The project is situated on the edge of a former wine estate comprising a 19th-century manor house, limestone boundary walls, and a park traversed by ancient rows of linden trees. The ensemble bore the traces of a domestic architecture based on order, axial symmetry, and the classical hierarchy of spaces. The original composition developed a massive, silent, almost bureaucratic style in its relationship to the ground and materials.
The contemporary intervention employs a strategy of architectural grafting, adding 300 m² laterally to the historic volume. The new structure, made of steel and glass, unfolds a deconstructed morphology composed of prismatic fragments, cantilevers, and metallic folds, producing a constant perceptual instability. The extension acts as a controlled dislocation of the heritage form.
The project explores the notion of conflicting complementarity. The main house retains its mineral tectonic character, its regular rhythm of openings, and its structural thickness, while the extension develops a kinetic logic where reflective surfaces dissolve the traditional volumetric reading. The historical lines of force remain visible, then are progressively absorbed by a contemporary composition based on diffraction, fragmentation, and the deliberate loss of frontality.
Here, steel fulfills both a structural and atmospheric function. The load-bearing elements become perceptual edges contributing to the overall tension of the architectural object. Glass, for its part, introduces a regime of visual porosity in which the park landscape, the vegetation, and the old facades are continually reflected, producing a form of spatial indeterminacy.

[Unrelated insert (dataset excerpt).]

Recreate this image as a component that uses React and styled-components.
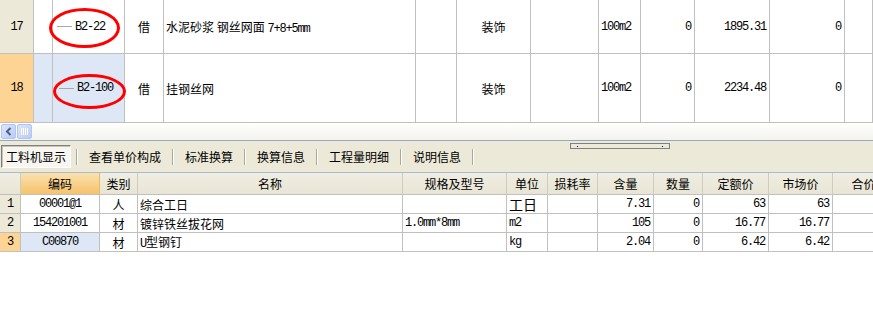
import React from "react";
import styled, { createGlobalStyle, css } from "styled-components";

const Global = createGlobalStyle`
  html, body { margin: 0; padding: 0; background: #fff; }
  body { width: 873px; height: 325px; overflow: hidden; font-family: "Noto Sans CJK SC", sans-serif; font-size: 12px; color: #000; }
`;

const Page = styled.div`
  width: 873px;
  height: 325px;
  overflow: hidden;
  position: relative;
  display: flex;
  flex-direction: column;
`;

const GRID_LINE = "#c0c0c0";

const TopGrid = styled.div`
  display: grid;
  grid-template-columns: 34px 19px 72px 39px 252px 41px 74px 68px 42px 54px 75px 75px 1fr;
`;

const monoText = css`
  font-family: "Liberation Mono", monospace;
  font-size: 12px;
  letter-spacing: -1.2px;
`;

const Cell = styled.div`
  position: relative;
  box-sizing: border-box;
  height: ${(p) => p.$h}px;
  border-right: 1px solid ${GRID_LINE};
  border-bottom: 1px solid ${GRID_LINE};
  background: ${(p) => p.$bg || "#fff"};
  display: flex;
  align-items: center;
  justify-content: ${(p) => (p.$align === "right" ? "flex-end" : p.$align === "center" ? "center" : "flex-start")};
  padding: ${(p) => (p.$align === "right" ? "0 3px 0 0" : p.$align === "center" ? "0" : "0 0 0 2px")};
  white-space: nowrap;
  ${(p) => p.$mono && monoText}
`;

const Mono = styled.span`
  ${monoText}
`;

const CodeWrap = styled.div`
  display: flex;
  align-items: center;
  gap: 3px;
  padding-left: ${(p) => p.$indent}px;
`;

const TreeLine = styled.span`
  width: 15px;
  height: 1px;
  background: #a8a8a8;
`;

const Ring = styled.div`
  position: absolute;
  z-index: 2;
  box-sizing: border-box;
  border: 3px solid #ff0000;
  border-radius: 50%;
  left: ${(p) => p.$l}px;
  top: ${(p) => p.$t}px;
  width: ${(p) => p.$w}px;
  height: ${(p) => p.$hh}px;
`;

const ScrollBar = styled.div`
  height: 17px;
  box-sizing: border-box;
  background: linear-gradient(#ffffff, #f3f2ec);
  display: flex;
  align-items: center;
  gap: 1px;
  padding-left: 1px;
`;

const ScrollBtn = styled.div`
  width: 15px;
  height: 15px;
  box-sizing: border-box;
  border: 1px solid #b4c6ee;
  border-radius: 2px;
  background: linear-gradient(135deg, #dce6fd, #b9cbf5);
  display: flex;
  align-items: center;
  justify-content: center;
`;

const Divider = styled.div`
  height: 1px;
  background: ${(p) => p.$c};
`;

const TabBar = styled.div`
  height: 31px;
  background: #ece9d8;
  display: flex;
  align-items: center;
  padding-left: 1px;
  position: relative;
`;

const Tab = styled.div`
  box-sizing: border-box;
  height: 23px;
  display: flex;
  align-items: center;
  padding: ${(p) => (p.$active ? "0 4px" : "0 10px")};
  font-size: 12px;
  ${(p) =>
    p.$active &&
    css`
      border: 1px solid;
      border-color: #808080 #ffffff #ffffff #808080;
      box-shadow: inset 1px 1px 0 #c8c4b4;
      background: #f7f6f0;
      margin-right: 4px;
    `}
`;

const Sep = styled.div`
  width: 1px;
  height: 16px;
  background: #aca899;
  border-right: 1px solid #fff;
  margin: 0 1px;
`;

const Grip = styled.div`
  position: absolute;
  left: 570px;
  top: 2px;
  width: 100px;
  height: 6px;
  box-sizing: border-box;
  border: 1px solid #808080;
  display: flex;
  align-items: center;
  justify-content: space-between;
  padding: 0 6px;
`;

const Dot = styled.span`
  width: 1px;
  height: 1px;
  background: #000080;
`;

const LowGrid = styled.div`
  display: grid;
  grid-template-columns: 21px 79px 38px 265px 104px 41px 50px 56px 49px 66px 64px 62px;
  width: 895px;
`;

const Head = styled.div`
  box-sizing: border-box;
  height: 22px;
  border-right: 1px solid ${(p) => (p.$hl ? "#e8b86a" : "#cfcbbd")};
  border-bottom: 1px solid ${GRID_LINE};
  background: ${(p) => (p.$hl ? "linear-gradient(#fbe1ae, #f5c36c)" : "linear-gradient(#f0eee2, #e8e5d5)")};
  display: flex;
  align-items: center;
  justify-content: center;
  font-size: 12px;
  white-space: nowrap;
`;

const Big = styled.span`
  font-size: 14px;
  line-height: 1;
`;

const Inline = styled.span`
  white-space: pre;
`;

const BEIGE = "#ece9d8";
const ORANGE = "#fed495";
const BLUE = "#dee7f5";

const topRows = [
  {
    h: 54, no: "17", sel: false, code: "B2-22", ring: { l: -4, t: 8, w: 71, h: 40 }, indent: 2,
    desc: ["水泥砂浆 钢丝网面 ", "7+8+5mm"], type: "装饰", unit: "100m2", a: "0", price: "1895.31", b: "0",
  },
  {
    h: 69, no: "18", sel: true, code: "B2-100", ring: { l: 0, t: 20, w: 73, h: 35 }, indent: 4,
    desc: ["挂钢丝网", ""], type: "装饰", unit: "100m2", a: "0", price: "2234.48", b: "0",
  },
];

const lowRows = [
  { no: "1", code: "00001@1", cat: "人", name: "综合工日", spec: "", unit: "工日", bigUnit: true, qty: "7.31", num: "0", quota: "63", market: "63" },
  { no: "2", code: "154201001", cat: "材", name: "镀锌铁丝拔花网", spec: "1.0mm*8mm", unit: "m2", qty: "105", num: "0", quota: "16.77", market: "16.77" },
  { no: "3", code: "C00870", cat: "材", name: "U型钢钉", spec: "", unit: "kg", qty: "2.04", num: "0", quota: "6.42", market: "6.42", sel: true },
];

const heads = ["", "编码", "类别", "名称", "规格及型号", "单位", "损耗率", "含量", "数量", "定额价", "市场价", "合价"];

export default function App() {
  return (
    <Page>
      <Global />
      <TopGrid>
        {topRows.map((r) => (
          <React.Fragment key={r.no}>
            <Cell $h={r.h} $bg={r.sel ? ORANGE : BEIGE} $align="center" $mono>{r.no}</Cell>
            <Cell $h={r.h} $bg={r.sel ? BLUE : "#fff"} />
            <Cell $h={r.h} $bg={r.sel ? BLUE : "#fff"}>
              <CodeWrap $indent={r.indent}>
                <TreeLine />
                <Mono>{r.code}</Mono>
              </CodeWrap>
              <Ring $l={r.ring.l} $t={r.ring.t} $w={r.ring.w} $hh={r.ring.h} />
            </Cell>
            <Cell $h={r.h} $align="center">借</Cell>
            <Cell $h={r.h}>
              <Inline>
                {r.desc[0]}
                {r.desc[1] && <Mono>{r.desc[1]}</Mono>}
              </Inline>
            </Cell>
            <Cell $h={r.h} />
            <Cell $h={r.h} $align="center">{r.type}</Cell>
            <Cell $h={r.h} />
            <Cell $h={r.h} $mono>{r.unit}</Cell>
            <Cell $h={r.h} $align="right" $mono>{r.a}</Cell>
            <Cell $h={r.h} $align="right" $mono>{r.price}</Cell>
            <Cell $h={r.h} $align="right" $mono>{r.b}</Cell>
            <Cell $h={r.h} />
          </React.Fragment>
        ))}
      </TopGrid>
      <ScrollBar>
        <ScrollBtn>
          <svg width="7" height="9" viewBox="0 0 7 9">
            <path d="M5.5 1 L2 4.5 L5.5 8" fill="none" stroke="#4d6185" strokeWidth="2" />
          </svg>
        </ScrollBtn>
        <ScrollBtn>
          <svg width="7" height="7" viewBox="0 0 7 7">
            <path d="M0.5 0v7M2.5 0v7M4.5 0v7M6.5 0v7" stroke="#ffffff" strokeWidth="1" />
          </svg>
        </ScrollBtn>
      </ScrollBar>
      <Divider $c="#94a9c6" />
      <TabBar>
        <Grip>
          <Dot />
          <Dot />
        </Grip>
        <Tab $active>工料机显示</Tab>
        <Sep />
        <Tab>查看单价构成</Tab>
        <Sep />
        <Tab>标准换算</Tab>
        <Sep />
        <Tab>换算信息</Tab>
        <Sep />
        <Tab>工程量明细</Tab>
        <Sep />
        <Tab>说明信息</Tab>
        <Sep />
      </TabBar>
      <Divider $c="#a9bad1" />
      <LowGrid>
        {heads.map((h, i) => (
          <Head key={i} $hl={i === 1}>{h}</Head>
        ))}
        {lowRows.map((r) => (
          <React.Fragment key={r.no}>
            <Cell $h={19} $bg={r.sel ? ORANGE : BEIGE} $align="center" $mono>{r.no}</Cell>
            <Cell $h={19} $bg={r.sel ? BLUE : "#fff"} $align="center" $mono>{r.code}</Cell>
            <Cell $h={19} $align="center">{r.cat}</Cell>
            <Cell $h={19}>
              {r.name.startsWith("U") ? (
                <Inline>
                  <Mono>U</Mono>
                  {r.name.slice(1)}
                </Inline>
              ) : (
                r.name
              )}
            </Cell>
            <Cell $h={19} $mono>{r.spec}</Cell>
            <Cell $h={19} $mono={!r.bigUnit}>{r.bigUnit ? <Big>{r.unit}</Big> : r.unit}</Cell>
            <Cell $h={19} />
            <Cell $h={19} $align="right" $mono>{r.qty}</Cell>
            <Cell $h={19} $align="right" $mono>{r.num}</Cell>
            <Cell $h={19} $align="right" $mono>{r.quota}</Cell>
            <Cell $h={19} $align="right" $mono>{r.market}</Cell>
            <Cell $h={19} />
          </React.Fragment>
        ))}
      </LowGrid>
    </Page>
  );
}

The intervention rejects any pastiche logic or any stylistic continuity with the existing heritage. The project embraces a dialectical relationship between legacy and dissonance. The main house becomes a temporal foundation upon which an architecture of accident, torsion, and geometric displacement is deposited. This confrontation generates a new reading of the domain: an architecture where built memory ceases to be fixed and enters a state of permanent transformation.